Seasonal hiring gave employment among nonbank mortgage lenders and brokers a boost in April and partially reversed an earlier decline despite growing signs of consolidation in the industry.
Nondepository origination firms employed 338,100 workers during the month, according to the Bureau of Labor Statistics. That improves on an upwardly revised 337,400 jobs in March but is still below higher employment levels in February, BLS estimates show. In April 2017, there were 332,100 full-time workers in the nonbank mortgage industry.
The spring buying season generally bolsters purchase mortgage volume and that, combined with fierce competition for talent in the current market, is making lenders reluctant to cut staff or cease hiring.
But higher rates and more limited refinancing opportunities are reducing the business' profitability at the same time companies are increasing their seasonal reliance on home purchase cycles. Many lenders took losses during the seasonally weak first quarter, making long-term spending on hiring unsustainable.

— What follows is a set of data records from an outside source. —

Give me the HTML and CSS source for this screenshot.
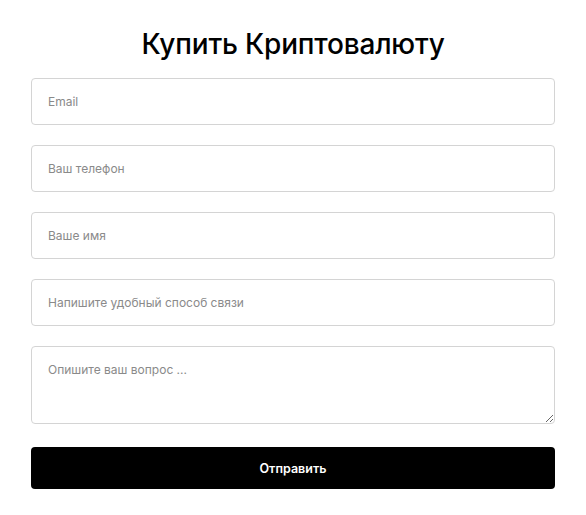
FILE: index.html
```html
<!DOCTYPE html>
<html lang="ru">
<head>
  <meta charset="UTF-8">
  <meta name="viewport" content="width=device-width, initial-scale=1.0">
  <title>Купить Криптовалюту</title>
  <link rel="stylesheet" href="styles.css">
</head>
<body>
  <div class="container">
    <h2>Купить Криптовалюту</h2>
    <form class="form" onsubmit="return false">
      <input type="email" placeholder="Email">
      <input type="text" placeholder="Ваш телефон">
      <input type="text" placeholder="Ваше имя">
      <input type="text" placeholder="Напишите удобный способ связи">
      <textarea placeholder="Опишите ваш вопрос ..."></textarea>
      <button type="submit">Отправить</button>
    </form>
  </div>
</body>
</html>
```

FILE: styles.css
```css
* { box-sizing: border-box; margin: 0; padding: 0; }
body { font-family: Inter, 'Noto Sans', sans-serif; background: #fff; color: #000; }
.container { width: 524px; margin: 0 auto; padding-top: 26px; }
h2 { text-align: center; font-size: 28px; font-weight: 500; line-height: 36px; margin-bottom: 16px; letter-spacing: -0.2px; }
.form { display: flex; flex-direction: column; gap: 20px; }
input, textarea {
  width: 100%; height: 47px; padding: 0 16px;
  border: 1px solid #d4d4d4; border-radius: 4px;
  font-family: inherit; font-size: 12px; color: #333;
  background: #fff; outline: none;
}
textarea { height: 78px; padding: 15px 16px; resize: vertical; }
input::placeholder, textarea::placeholder { color: #8a8a8a; }
button {
  width: 100%; height: 42px; margin-top: 3px;
  background: #000; color: #fff; border: none; border-radius: 4px;
  font-family: inherit; font-size: 12.5px; font-weight: 600; cursor: pointer;
}
```
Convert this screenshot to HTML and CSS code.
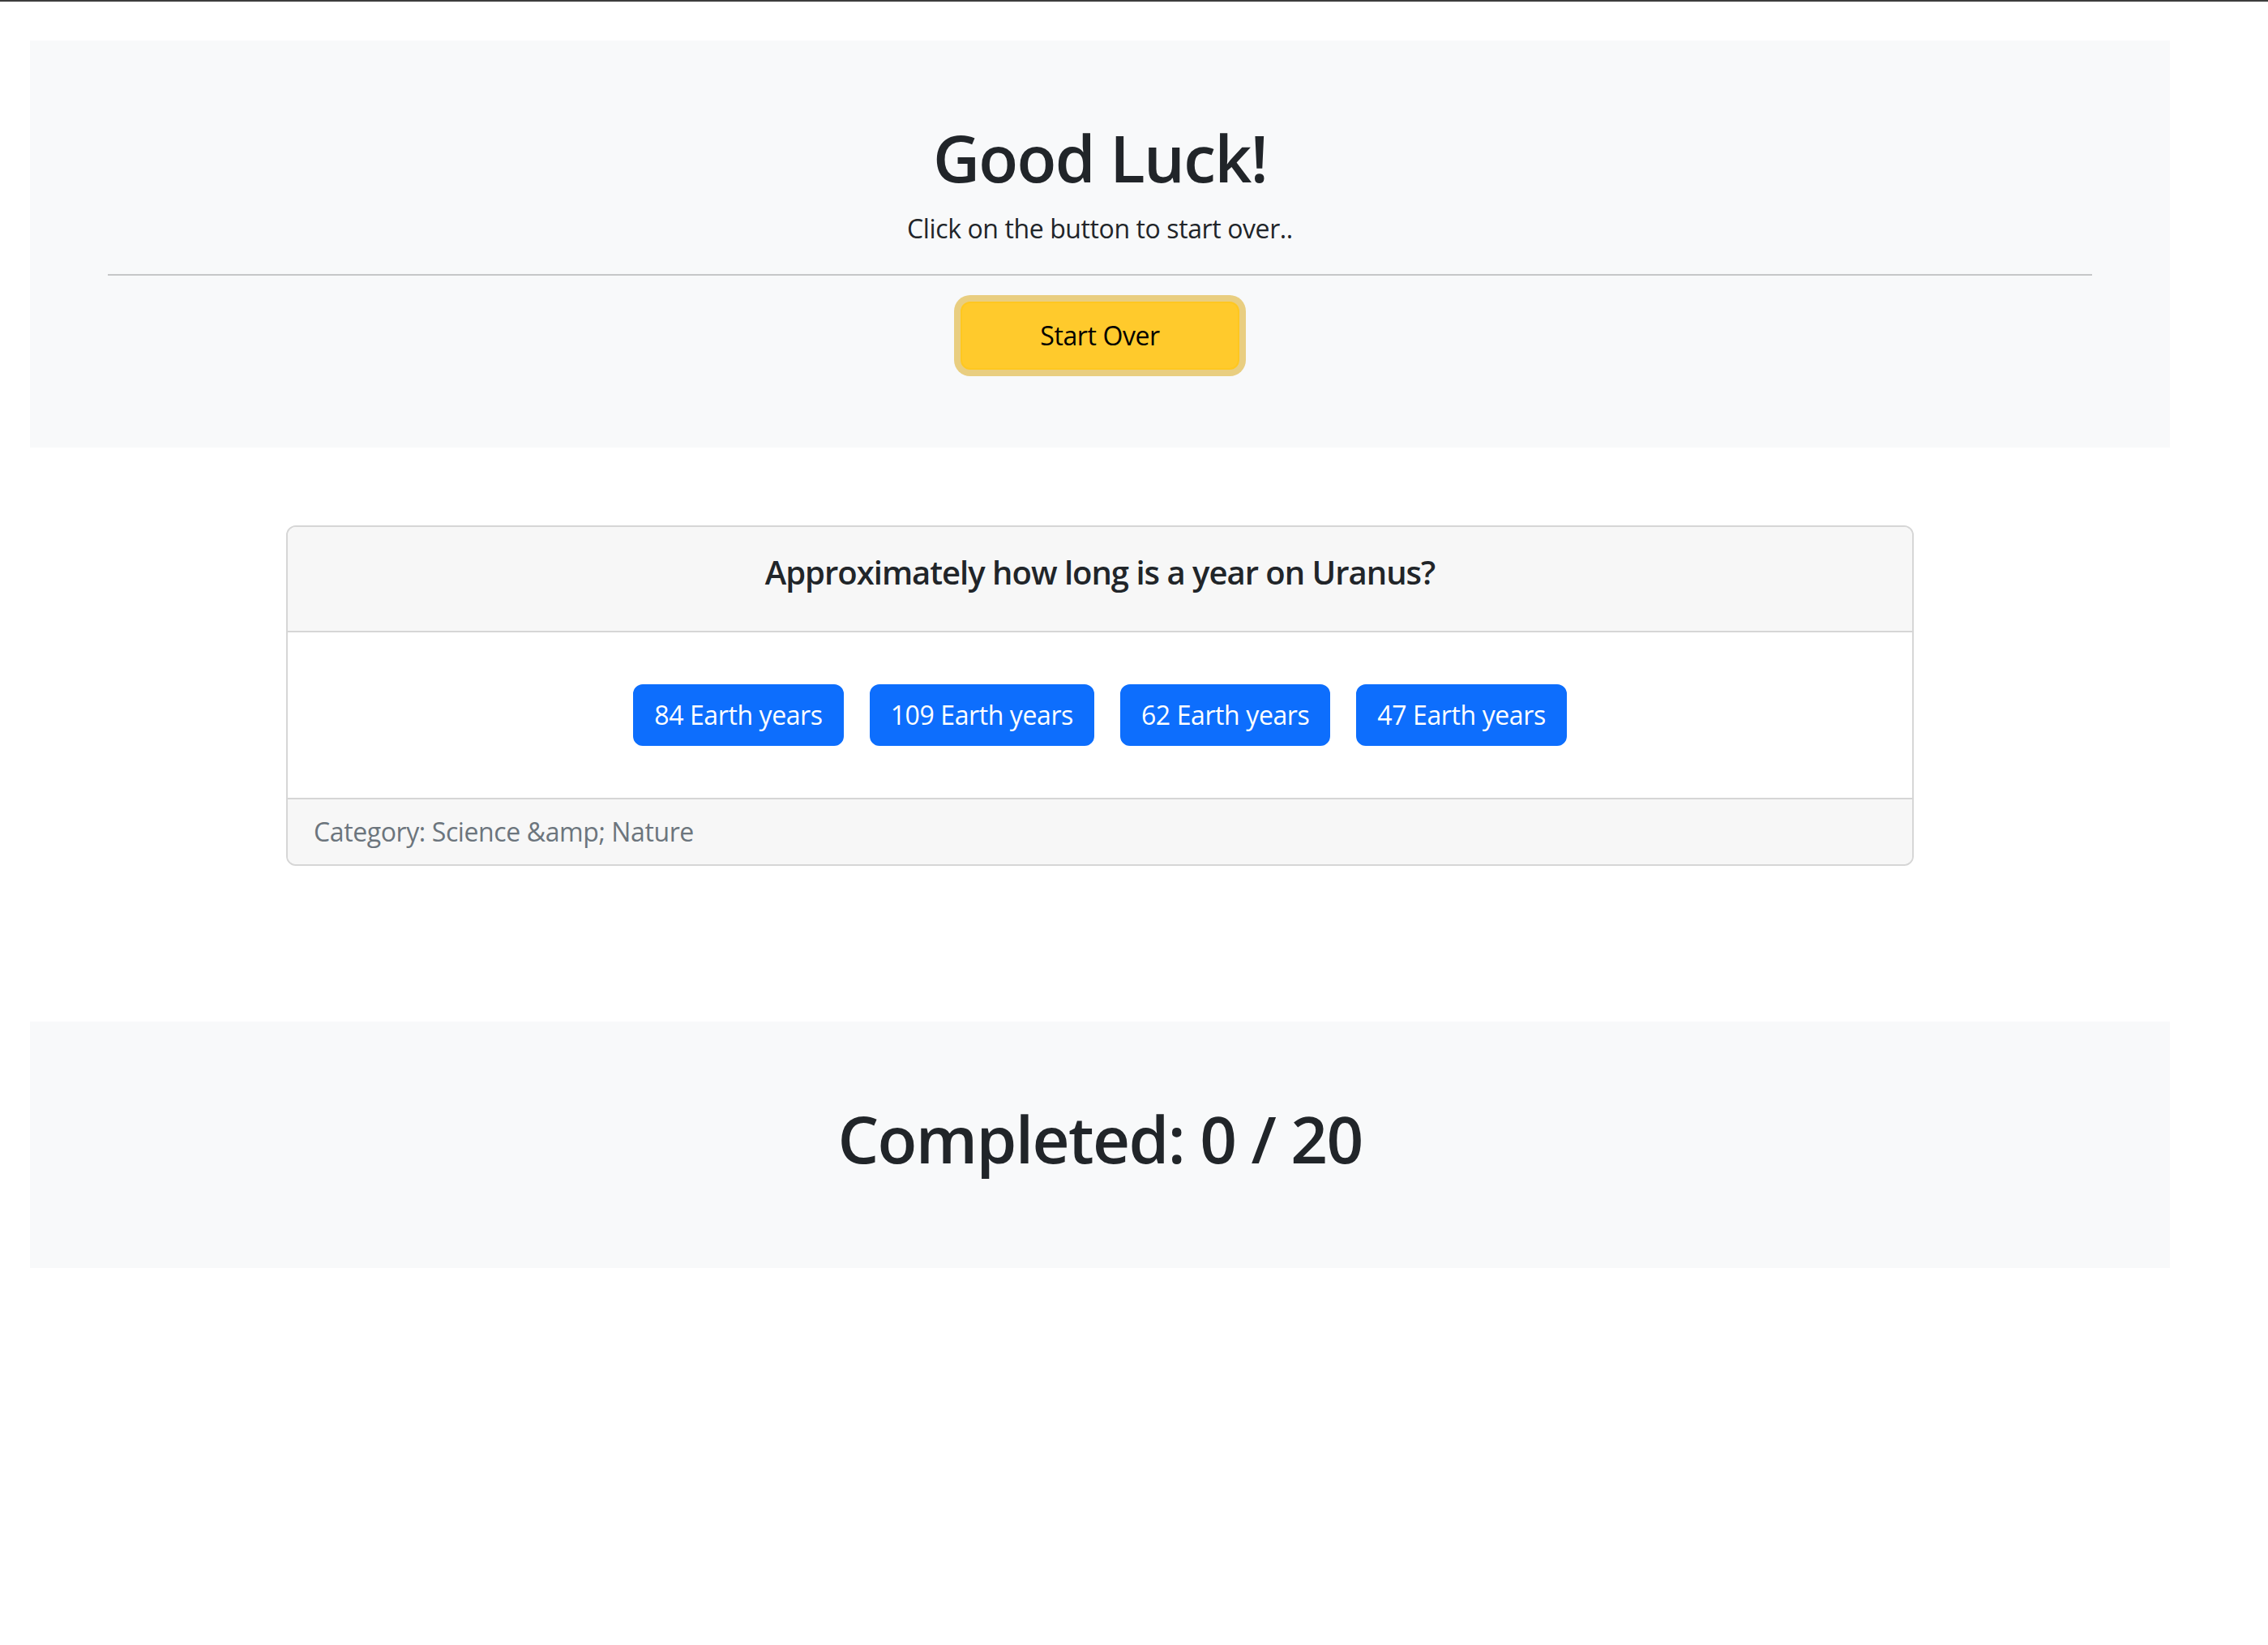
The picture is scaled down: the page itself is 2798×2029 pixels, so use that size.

"Profit margins are razor thin and everything is purchase business," said Sue Woodard, chief customer officer at mortgage marketing technology provider Total Expert, in a recent interview about the market conditions lenders are facing.
Even though many mortgage lenders are cash-strapped, they may be willing to spend on marketing or hiring that could help them fund more home-purchase loans or get more out of their servicing, which generally increases in value in a higher-rate environment.
But with average net volumes and margins lower, a growing number of companies also are looking to reduce staff or explore other strategic alternatives in response to the more challenging market.
Movement Mortgage, for example, recently made plans to cut 100 back-office positions that represent a small percentage of its staff while continuing to expand its sales force. Citizens Financial Group is buying Franklin American Mortgage largely for its servicing platform, and First Direct Lending is no longer accepting new applications or funding new loans, according to a notice posted recently on its website.
The BLS industry-specific estimates lag the national jobs data by one month. Jobs overall increased by 223,000 in May. This was up from a downwardly revised 159,000 additional workers in April and an upwardly revised 155,000 additional workers in March. Unemployment was 3.8% in May, down from 3.9% in April.
"The ramp up in construction workers is a positive for housing supply, but with such strong total job growth, we expect new supply to struggle to keep up with strengthening demand," Fannie Mae Chief Economist Doug Duncan said in a statement.